Note:  You can't directly change a clone server database using this technique, since these are read-only. In other words, if the configured Internet address of the machine is not the same as that of the master server (identified in the master property of the NetInfo directory "/"), this technique will not allow you to change the data. Instead, you can change the data on the master and then copy the database onto the clone using the command nidomain -c.




Lost root Password

The root password is essential to system security and should always be safeguarded. Unfortunately, anything can be lost, and a password is no exception.

To assign a new root password when you're unable to log in as root, follow these procedures:

1. Turn the computer off and then on, using the Power key.
2. During the boot process, immediately after the "Testing System" message is replaced by the "Loading from disk" message, hold down the Command bar and press the ~ key (without pressing Shift). On keyboards with two Command keys, hold down the right Command key and press the ~ key. This displays the ROM monitor window.

Warning: If a hardware password has been set, you must supply this password before you can boot the computer. If you don't supply the hardware password, you'll be unable to complete the remainder of this procedure. (For more information on the hardware password, see "The ROM Monitor" in Chapter 9.)
3. Start up the machine in single-user mode by entering one of the following commands at the ROM monitor prompt:

bsd -s (To boot from the hard disk)
bfd -s (To boot from the internal floppy disk)
bod -s (To boot from the optical disk)
ben -s (To boot from the Ethernet)

The system starts up, displaying a series of messages. When startup is complete, you see the single user prompt #.

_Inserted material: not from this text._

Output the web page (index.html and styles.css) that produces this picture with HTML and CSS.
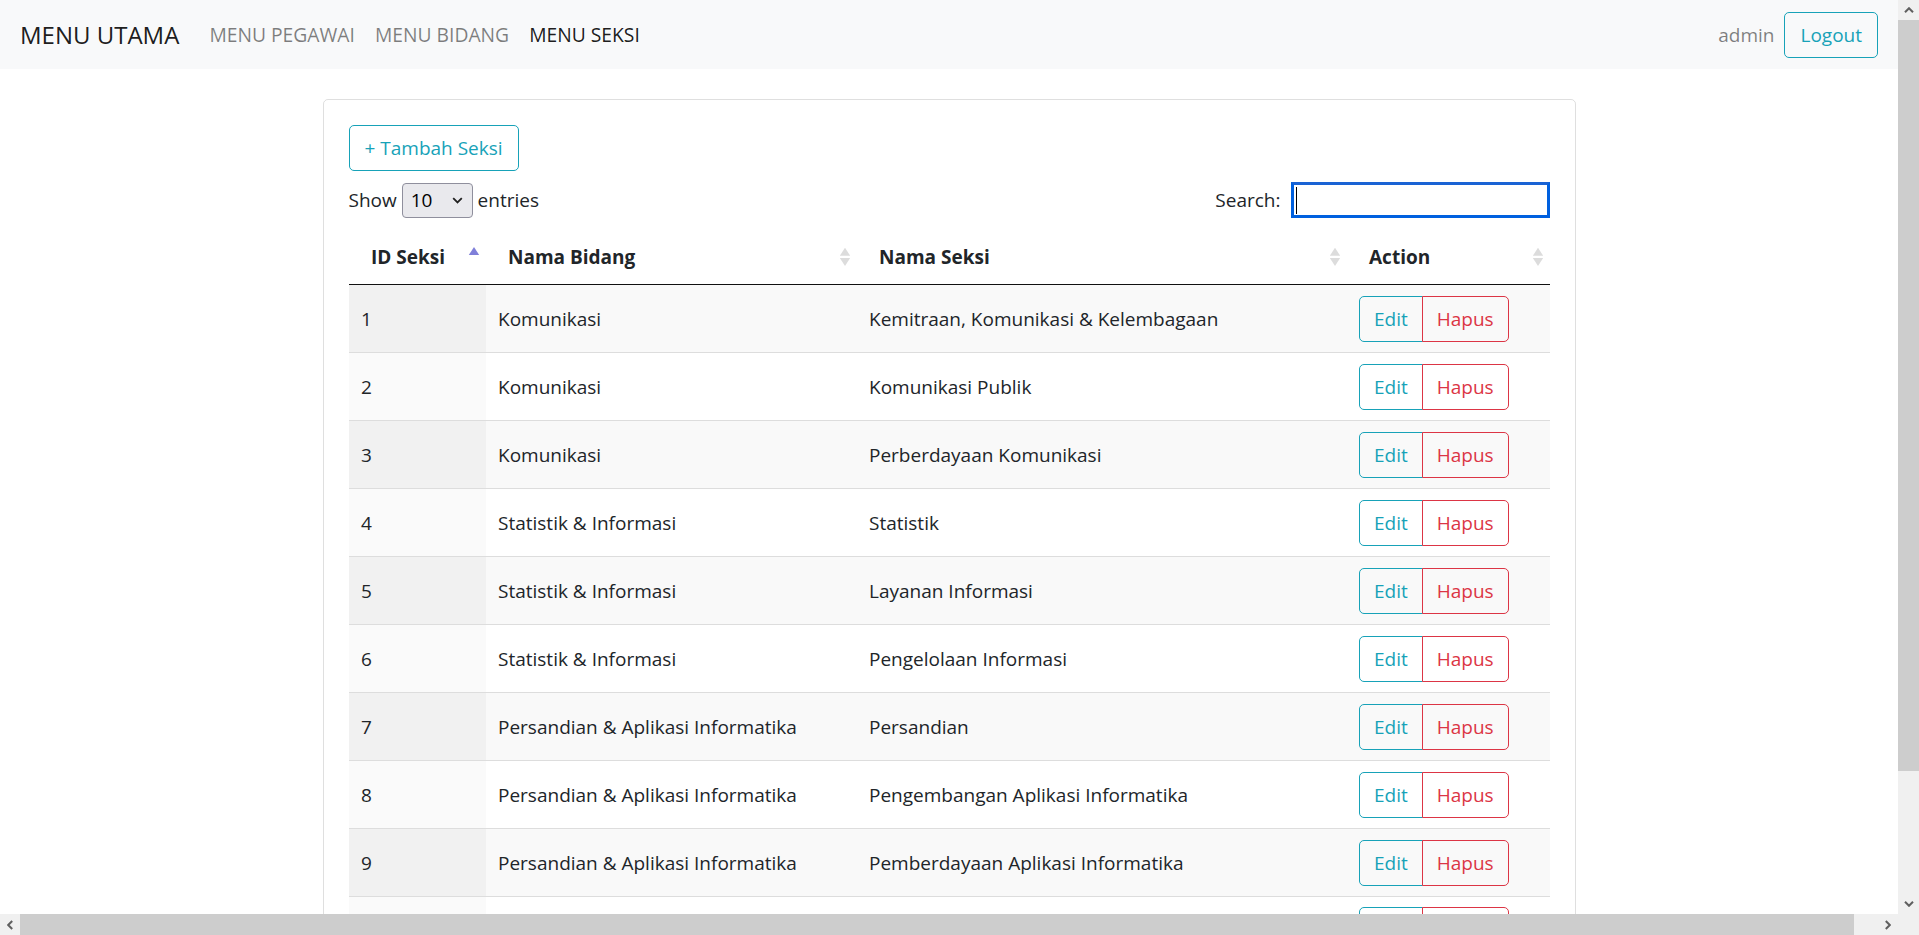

4. At the single user prompt, start up the system services by entering the following command:

sh /etc/rc &

You see a series of messages appear on the screen as the rc shell script executes. During this process, NetInfo is started. You won't see a shell prompt after these messages unless you press Return.

5. Set the root password. Enter:

passwd root

You're prompted twice for the new password.

6. Turn the system off and then on again. After the system boots, you can resume normal operation with the new root password.

Warning: Don't try to continue the boot into multiuser mode. If you do, you'll start duplicate system services, which will cause a number of problems. You must halt the system and reboot.